50× model compression equivalence: Correct sensor parameter selection can compensate for a 50× parameter gap and a 160× training data gap—fundamentally challenging the "scaling is all you need" paradigm.

Highlights & Insights¶

The biological analogy is highly persuasive: The comparison table contrasting the human pupil's 16× light gain adjustment in under 200 ms with a camera's fixed aperture and coarse-step ISO immediately illustrates how primitive and rigid artificial sensors are.
The 5M vs. 632M empirical result is the most striking: With correctly tuned sensor parameters, a model 50× smaller can outperform one trained on 160× more data. This is not merely a technical finding but a fundamental challenge to the prevailing AI development paradigm.
The four-stage progressive formalization is well-structured: The progression from no adaptation → single-shot → continuous → perception–action coupling is accompanied by clear mathematical definitions and intuitive explanations, providing the research community with a complete roadmap.
Cross-domain application perspective: From humanoid robotics to medical imaging to autonomous driving to agricultural monitoring, the argument for the universal applicability of adaptive sensing is well-developed.
The finding that "model-optimal ≠ human-optimal" implies that decades of auto-exposure and auto-gain algorithms designed around human visual preferences may all be suboptimal for AI applications.
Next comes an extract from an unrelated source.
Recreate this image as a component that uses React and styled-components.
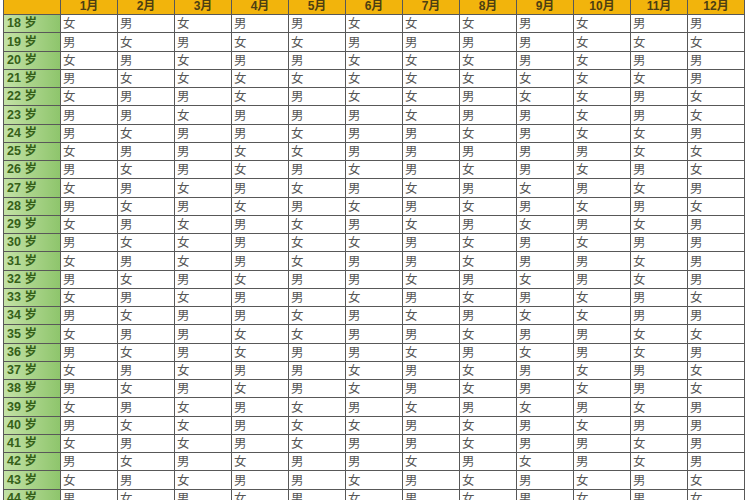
import React from "react";
import styled, { createGlobalStyle } from "styled-components";

const GlobalStyle = createGlobalStyle`
  html, body {
    margin: 0;
    padding: 0;
    background: #ffffff;
    overflow: hidden;
  }
  body {
    font-family: "Liberation Sans", "Noto Sans CJK SC", sans-serif;
  }
`;

const Page = styled.div`
  width: 750px;
  height: 500px;
  overflow: hidden;
  padding-left: 3px;
`;

const Sheet = styled.div`
  display: inline-grid;
  grid-template-columns: repeat(13, 56px);
  grid-auto-rows: 17.25px;
  gap: 1px;
  padding: 1px;
  margin-top: -6px;
  background: #585858;
`;

const HeaderCell = styled.div`
  background: #f2b40c;
  color: #4d3f12;
  font-weight: bold;
  font-size: 12px;
  display: flex;
  align-items: flex-end;
  justify-content: center;
  padding-bottom: 2px;
  line-height: 1;
`;

const AgeCell = styled.div`
  background: linear-gradient(to right, #c4e2a6, #8ec56c);
  color: #356018;
  font-weight: bold;
  font-size: 12.5px;
  display: flex;
  align-items: center;
  padding-left: 3px;
  line-height: 1;
  white-space: nowrap;
`;

const Cell = styled.div`
  background: #ffffff;
  color: #555555;
  font-family: "Noto Sans CJK SC", sans-serif;
  font-size: 12.5px;
  display: flex;
  align-items: center;
  padding-left: 2px;
  line-height: 1;
`;

const rows = [
  "女男女男男女女女男女男男",
  "男女男女女男男男男女女女",
  "女男女男男女女女男女男男",
  "男女女女女女女女女女女男",
  "女男男女男女女男女女男女",
  "男男女男男男女男男女男女",
  "男女男男女男男女男女女男",
  "女男男女女男男男男男女女",
  "男女男女男女男女男女男女",
  "女男女男女男女男女男女男",
  "男女男女男女男女男女男女",
  "女男女男女男女男女男女男",
  "男女女男女女男女男女男男",
  "女男女男女男男女男男女男",
  "男女男女男男女男女男女男",
  "女男女男男女男女男女男女",
  "男女男男女男女男女女男男",
  "女男男女女男男女男男女女",
  "男女男女男男女男女男女男",
  "女男女男男女男女男女男女",
  "男女男女男女男女男女男女",
  "女男女男女男女男女男女男",
  "男女女男女女男女男女男男",
  "女男女男女男男女男男女男",
  "男女男女男男女男女男女男",
  "女男女男男女男女男女男女",
  "男女男女男女男女男女男女",
];

const months = Array.from({ length: 12 }, (_, i) => `${i + 1}月`);

export default function App() {
  return (
    <>
      <GlobalStyle />
      <Page>
        <Sheet>
          <HeaderCell />
          {months.map((m) => (
            <HeaderCell key={m}>{m}</HeaderCell>
          ))}
          {rows.map((row, i) => (
            <React.Fragment key={i}>
              <AgeCell>{18 + i} 岁</AgeCell>
              {row.split("").map((v, j) => (
                <Cell key={j}>{v}</Cell>
              ))}
            </React.Fragment>
          ))}
        </Sheet>
      </Page>
    </>
  );
}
Limitations & Future Work¶

Core empirical evidence is primarily from image classification: Evidence on more complex tasks (detection, segmentation, embodied interaction, language models) is very limited; the majority of the paper consists of vision and framework rather than experimental validation.
The closed-loop framework is entirely conceptual: From Stage 2 onward (continuous sensing, perception–action coupling, multimodal adaptation), there is no experimental implementation—only mathematical formalization.
Scalability of the sensor parameter space: As the number of modalities and parameter dimensions increases, the search space grows exponentially; no solution for efficient exploration is discussed.
Dependence on hardware ecosystem cooperation: Open API control interfaces from sensor manufacturers are required, raising commercial and intellectual property concerns.
Blurry boundary with domain adaptation: The paper claims that "adaptive sensing addresses covariate shift while domain adaptation addresses semantic shift," but in practice the two are intertwined, and practical guidance on when to apply each strategy is absent.
Latency cost of adaptation is not discussed: In real-time systems, the computational overhead of sensor parameter search may offset part of the performance gain.
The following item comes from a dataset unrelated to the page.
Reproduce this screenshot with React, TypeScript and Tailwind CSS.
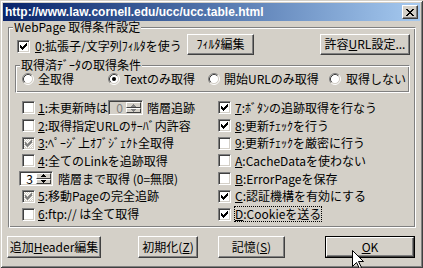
import type { ReactNode } from 'react';

const bevel =
  'border border-t-white border-l-white border-r-[#404040] border-b-[#404040] bg-[#d4d0c8] shadow-[inset_-1px_-1px_0_#808080]';
const sunken =
  'border border-t-[#808080] border-l-[#808080] border-r-white border-b-white shadow-[inset_1px_1px_0_#404040,inset_-1px_-1px_0_#d4d0c8]';
const etched =
  'border border-t-[#808080] border-l-[#808080] border-r-white border-b-white shadow-[inset_1px_1px_0_#fff,inset_-1px_-1px_0_#808080]';

function Check({ on, dis }: { on?: boolean; dis?: boolean }) {
  const bg =
    on && dis
      ? 'bg-[image:repeating-conic-gradient(#d4d0c8_0%_25%,#fff_0%_50%)] bg-[length:2px_2px]'
      : dis
        ? 'bg-[#d4d0c8]'
        : 'bg-white';
  return (
    <span className={`flex h-[13px] w-[13px] shrink-0 items-center justify-center ${sunken} ${bg}`}>
      {on && (
        <svg width="7" height="7" viewBox="0 0 7 7">
          <path
            d="M0 2h1v3H0z M1 3h1v3H1z M2 4h1v3H2z M3 3h1v3H3z M4 2h1v3H4z M5 1h1v3H5z M6 0h1v3H6z"
            fill={dis ? '#808080' : '#000'}
          />
        </svg>
      )}
    </span>
  );
}

function Radio({ on }: { on?: boolean }) {
  return (
    <svg width="12" height="12" viewBox="0 0 12 12" className="shrink-0">
      <circle cx="6" cy="6" r="4.5" fill="#fff" />
      <path d="M2.11 9.89A5.5 5.5 0 0 1 9.89 2.11" fill="none" stroke="#808080" />
      <path d="M9.89 2.11A5.5 5.5 0 0 1 2.11 9.89" fill="none" stroke="#fff" />
      <path d="M2.82 9.18A4.5 4.5 0 0 1 9.18 2.82" fill="none" stroke="#404040" />
      <path d="M9.18 2.82A4.5 4.5 0 0 1 2.82 9.18" fill="none" stroke="#d4d0c8" />
      {on && <circle cx="6" cy="6" r="2" fill="#000" />}
    </svg>
  );
}

function SpinBtn({ up, dis }: { up?: boolean; dis?: boolean }) {
  return (
    <div className="flex flex-1 items-center justify-center border border-t-white border-l-white border-r-[#404040] border-b-[#404040] bg-[#d4d0c8]">
      <svg width="5" height="3" viewBox="0 0 5 3">
        <path
          d={up ? 'M2 0h1v1h1v1h1v1H0V2h1V1h1z' : 'M0 0h5v1H4v1H3v1H2V2H1V1H0z'}
          fill={dis ? '#808080' : '#000'}
        />
      </svg>
    </div>
  );
}

function Spin({ v, dis, w }: { v: string; dis?: boolean; w: string }) {
  return (
    <div
      className={`flex h-[15px] shrink-0 p-[1px] ${sunken} ${w} ${
        dis ? 'bg-[#d4d0c8] text-[#808080]' : 'bg-white'
      }`}
    >
      <span className="flex-1 pr-[3px] text-right leading-[11px]">{v}</span>
      <div className="flex w-[15px] flex-col">
        <SpinBtn up dis={dis} />
        <SpinBtn dis={dis} />
      </div>
    </div>
  );
}

function Btn({ className, children }: { className: string; children: ReactNode }) {
  return (
    <button className={`flex items-center justify-center whitespace-nowrap text-[12px] leading-[14px] ${bevel} ${className}`}>
      {children}
    </button>
  );
}

function Item({
  on,
  dis,
  focus,
  k,
  text,
  pad,
}: {
  on?: boolean;
  dis?: boolean;
  focus?: boolean;
  k: string;
  text: string;
  pad: string;
}) {
  return (
    <div className={`flex items-center whitespace-nowrap ${pad}`}>
      <Check on={on} dis={dis} />
      <span
        className={`border leading-[14px] ${focus ? 'border-dotted border-black' : 'border-transparent'} ${
          pad === 'pl-[9px]' ? 'ml-[2px]' : 'ml-[3px]'
        }`}
      >
        <u>{k}</u>
        {text}
      </span>
    </div>
  );
}

export default function App() {
  return (
    <div className="relative h-[268px] w-[423px] overflow-hidden bg-[#d4d0c8] p-[3px] font-['Noto_Sans_CJK_JP',sans-serif] text-[12px] leading-[14px] text-black shadow-[inset_1px_1px_0_#d4d0c8,inset_-1px_-1px_0_#404040,inset_2px_2px_0_#fff,inset_-2px_-2px_0_#808080]">
      {/* title bar */}
      <div className="flex h-[18px] items-center bg-linear-to-r from-[#0a246a] to-[#a6caf0] pl-[2px] pr-[2px]">
        <span className="flex-1 font-['Liberation_Sans',Arial,sans-serif] text-[12px] font-bold leading-[18px] text-white">
          http://www.law.cornell.edu/ucc/ucc.table.html
        </span>
        <button className={`flex h-[14px] w-[16px] items-center justify-center ${bevel}`}>
          <svg width="8" height="7" viewBox="0 0 8 7">
            <path
              d="M0 0h2v1H0z M6 0h2v1H6z M1 1h2v1H1z M5 1h2v1H5z M2 2h4v1H2z M3 3h2v1H3z M2 4h4v1H2z M1 5h2v1H1z M5 5h2v1H5z M0 6h2v1H0z M6 6h2v1H6z"
              fill="#000"
            />
          </svg>
        </button>
      </div>

      <fieldset className={`ml-[5px] w-[407px] pb-[4px] pl-[4px] pr-[5px] ${etched}`}>
        <legend className="bg-[#d4d0c8] px-[1px] leading-[12px]">WebPage 取得条件設定</legend>

        <div className="flex h-[22px] items-center">
          <div className="mt-[4px] flex w-[174px] items-center whitespace-nowrap pl-[4px]">
            <Check on />
            <span className="ml-[4px] border border-transparent">
              <u>0</u>:拡張子/文字列ﾌｨﾙﾀを使う
            </span>
          </div>
          <Btn className="h-[21px] w-[67px]">ﾌｨﾙﾀ編集</Btn>
          <Btn className="ml-auto h-[21px] w-[90px]">
            許容<u>U</u>RL設定...
          </Btn>
        </div>

        <fieldset className={`ml-[2px] mt-[4px] w-[395px] pb-[5px] pl-[4px] ${etched}`}>
          <legend className="bg-[#d4d0c8] px-[1px] leading-[12px]">取得済ﾃﾞｰﾀの取得条件</legend>
          <div className="flex h-[16px] items-center whitespace-nowrap pl-[2px]">
            <div className="flex w-[86px] items-center gap-[4px]">
              <Radio />
              <span>全取得</span>
            </div>
            <div className="flex w-[100px] items-center gap-[4px]">
              <Radio on />
              <span>Textのみ取得</span>
            </div>
            <div className="flex w-[121px] items-center gap-[4px]">
              <Radio />
              <span>開始URLのみ取得</span>
            </div>
            <div className="flex items-center gap-[5px]">
              <Radio />
              <span>取得しない</span>
            </div>
          </div>
        </fieldset>

        <div className="mt-[6px] grid h-[124px] grid-flow-col grid-cols-[205px_1fr] grid-rows-7">
          <div className="flex items-center whitespace-nowrap pl-[9px]">
            <Check />
            <span className="ml-[2px] w-[71px] border border-transparent">
              <u>1</u>:未更新時は
            </span>
            <Spin v="0" dis w="w-[35px]" />
            <span className="ml-[4px]">階層追跡</span>
          </div>
          <Item pad="pl-[9px]" k="2" text=":取得指定URLのｻｰﾊﾞ内許容" />
          <Item pad="pl-[9px]" k="3" text=":ﾍﾟｰｼﾞ上ｵﾌﾞｼﾞｪｸﾄ全取得" on dis />
          <Item pad="pl-[9px]" k="4" text=":全てのLinkを追跡取得" />
          <div className="flex items-center whitespace-nowrap pl-[6px]">
            <Spin v="3" w="w-[34px]" />
            <span className="ml-[5px]">階層まで取得 (0=無限)</span>
          </div>
          <Item pad="pl-[9px]" k="5" text=":移動Pageの完全追跡" on dis />
          <Item pad="pl-[9px]" k="6" text=":ftp:// は全て取得" />

          <Item pad="pl-0" k="7" text=":ﾎﾞﾀﾝの追跡取得を行なう" on />
          <Item pad="pl-0" k="8" text=":更新ﾁｪｯｸを行う" on />
          <Item pad="pl-0" k="9" text=":更新ﾁｪｯｸを厳密に行う" />
          <Item pad="pl-0" k="A" text=":CacheDataを使わない" />
          <Item pad="pl-0" k="B" text=":ErrorPageを保存" />
          <Item pad="pl-0" k="C" text=":認証機構を有効にする" on />
          <Item pad="pl-0" k="D" text=":Cookieを送る" on focus />
        </div>
      </fieldset>

      <div className="mt-[8px] flex h-[22px] items-start">
        <Btn className="ml-[4px] h-[22px] w-[94px]">
          追加<u>H</u>eader編集
        </Btn>
        <Btn className="ml-[37px] h-[22px] w-[60px]">
          初期化(<u>Z</u>)
        </Btn>
        <Btn className="ml-[20px] h-[22px] w-[67px]">
          記憶(<u>S</u>)
        </Btn>
        <div className="ml-[40px] flex h-[22px] w-[90px] border border-black">
          <Btn className="h-full w-full">
            <u>O</u>K
          </Btn>
        </div>
      </div>

      {/* mouse pointer */}
      <svg className="absolute left-[352px] top-[250px]" width="13" height="20" viewBox="0 0 13 20">
        <path d="M0.5 0.5V16.5L4.5 12.5L7.5 18.5L9.5 17.5L6.5 11.5H11.5Z" fill="#fff" stroke="#000" />
      </svg>
    </div>
  );
}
The essential distinction from domain adaptation/test-time adaptation lies in the point of intervention: adaptive sensing operates before signal digitization, preserving information that post-hoc methods cannot recover.
Distinction from active perception (changing the robot's viewpoint): adaptive sensing adjusts internal sensor parameters rather than external position.
Distinction from physics-informed simulation (PINNs/DSE): the latter simulates after the fact and cannot recover information already lost at the sensor level.
Particularly relevant for resource-constrained settings (edge computing, wearables, micro-UAVs): rather than deploying larger models, equipping smarter sensors is a viable alternative.
The potential synergy between adaptive sensing and model compression/efficient inference warrants deeper exploration.

Rating¶

Novelty: ⭐⭐⭐⭐⭐ — A paradigm-level perspective shift from "scaling models" to "optimizing inputs"; highly inspiring at the conceptual level.
Experimental Thoroughness: ⭐⭐⭐ — As a position paper, the work focuses on argumentation and roadmap; original experiments are very limited.
Writing Quality: ⭐⭐⭐⭐⭐ — Arguments build progressively; biological analogies are precise and compelling; formalization is clear.
Value: ⭐⭐⭐⭐ — The direction is correct and important, but substantial follow-up empirical work is needed to fulfill its promises.